## WHAT YOU NEED TO DO
From the listing below, copy every line with the word "React".

## INFORMATION SHOWN
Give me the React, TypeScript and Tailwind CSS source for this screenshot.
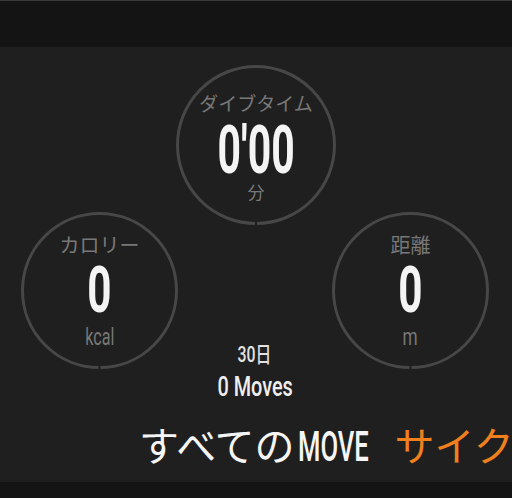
import React from "react";

const JP = "font-['Noto_Sans_CJK_JP',sans-serif]";
const NUM = "font-['Roboto','Noto_Sans_CJK_JP',sans-serif]";

function Ring({ size }: { size: number }) {
  const c = size / 2;
  return (
    <svg className="absolute inset-0" width={size} height={size} viewBox={`0 0 ${size} ${size}`}>
      <circle cx={c} cy={c} r={c - 1.5} fill="none" stroke="#474747" strokeWidth={3} />
      <rect x={c - 1} y={size - 5} width={2} height={6} fill="#1f1f1f" />
    </svg>
  );
}

export default function App() {
  return (
    <div className="w-[512px] h-[498px] bg-[#1f1f1f] flex flex-col overflow-hidden">
      <div className="h-px bg-[#3a3a3a]" />
      <div className="h-[46px] bg-[#141414]" />
      <div className="h-[363px] flex flex-col">
        <div className="flex justify-center pt-[18px]">
          <div className="relative w-[160px] h-[160px]">
            <Ring size={160} />
            <div className="relative flex flex-col items-center pt-[28px]">
              <div className={`${JP} text-[19px] leading-[19px] text-[#787878] whitespace-nowrap`}>ダイブタイム</div>
              <div className={`${NUM} mt-[15px] text-[66px] leading-[48px] font-bold text-[#f4f4f4] inline-block scale-x-[0.62] whitespace-nowrap`}>0'00</div>
              <div className={`${JP} mt-[8px] text-[17px] leading-[17px] text-[#787878]`}>分</div>
            </div>
          </div>
        </div>
        <div className="flex -mt-[13px]">
          <div className="relative w-[157px] h-[157px] ml-[21px] shrink-0">
            <Ring size={157} />
            <div className="relative flex flex-col items-center pt-[23px]">
              <div className={`${JP} text-[20px] leading-[20px] text-[#787878] whitespace-nowrap`}>カロリー</div>
              <div className={`${NUM} mt-[13px] text-[64px] leading-[46px] font-bold text-[#f4f4f4] inline-block scale-x-[0.66]`}>0</div>
              <div className={`${NUM} mt-[12px] text-[23px] leading-[23px] text-[#787878] inline-block scale-x-[0.7]`}>kcal</div>
            </div>
          </div>
          <div className="flex-1 flex flex-col items-center pt-[132px]">
            <div className={`${NUM} text-[22px] leading-[22px] font-medium text-[#e2e2e2] inline-block scale-x-[0.72] whitespace-nowrap`}>30日</div>
            <div className={`${NUM} mt-[7px] text-[28px] leading-[28px] font-medium text-[#efefef] inline-block scale-x-[0.71] whitespace-nowrap`}>0 Moves</div>
          </div>
          <div className="relative w-[157px] h-[157px] mr-[23px] shrink-0">
            <Ring size={157} />
            <div className="relative flex flex-col items-center pt-[23px]">
              <div className={`${JP} text-[20px] leading-[20px] text-[#787878] whitespace-nowrap`}>距離</div>
              <div className={`${NUM} mt-[13px] text-[64px] leading-[46px] font-bold text-[#f4f4f4] inline-block scale-x-[0.66]`}>0</div>
              <div className={`${NUM} mt-[12px] text-[23px] leading-[23px] text-[#787878] inline-block scale-x-[0.75]`}>m</div>
            </div>
          </div>
        </div>
      </div>
      <div className="h-[72px] overflow-hidden flex items-baseline pt-[14px] pl-[139px] whitespace-nowrap">
        <span className={`${JP} text-[40px] leading-[40px] text-[#f5f5f5]`}>すべての</span>
        <span className="inline-block w-[75px] ml-[3px] shrink-0">
          <span className={`${NUM} inline-block origin-left scale-x-[0.61] text-[42px] leading-[40px] font-medium text-[#f5f5f5]`}>MOVE</span>
        </span>
        <span className={`${JP} ml-[22px] text-[40px] leading-[40px] text-[#f0801e]`}>サイクリング</span>
      </div>
      <div className="h-[16px] bg-[#141414]" />
    </div>
  );
}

## CORRECT OUTPUT
Give me the React, TypeScript and Tailwind CSS source for this screenshot.
import React from "react";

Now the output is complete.